The Uganda People’s Congress (UPC) is giving away very little of its plans. Dr. Rwanyarare, the chairman of the Presidential Policy Commission (PPC), says they cannot register as long as they still have a petition against the PPOA in court. UPC is not yet committed to participating in the 2006 elections.
Mayanja Nkangi and Ken Lukyamuzi of the Conservative Party have reconciled. “I have reconciled with Nkangi for the good of the party,” the talkative Lukyamuzi says.
According to the registrar’s office, the CP logo is booked for the registration of the party.
Lukyamuzi looks at a coalition as the only way the opposition can defeat the Movement. “No single party can defeat the Movement. We need to come together and form a coalition,” he says.
Kibirige Mayanja of JEEMA and Chaapa Karuhanga of the national Democratic Forum (NDF) have been moving around the country in search of signatures, perhaps in preparation for registration.

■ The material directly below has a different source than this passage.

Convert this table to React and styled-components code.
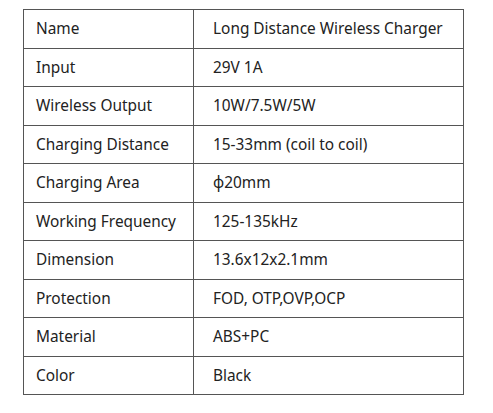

The most worrying development for opposition parties should be the reluctance to form a coalition against the NRM-O. While Reform and UPC welcome the idea, DP does not. Both Leander Komakech President of the Uganda Young Democrats and his vice president Kenneth Kakande, say there is no way DP can work with a tarnished party like UPC. “UPC should first work on its image before we form any kind of coalition with it,” Komakech says.
More worrying are the results of a survey released two weeks ago. It revealed that over 60% of Ugandans still think that multi-party politics brings divisions. Another 80.3% said they support the NRM. “The sooner we fight to change the perception of Ugandans about parties, the better. This is what we should begin doing now,” says Lukyamuzi.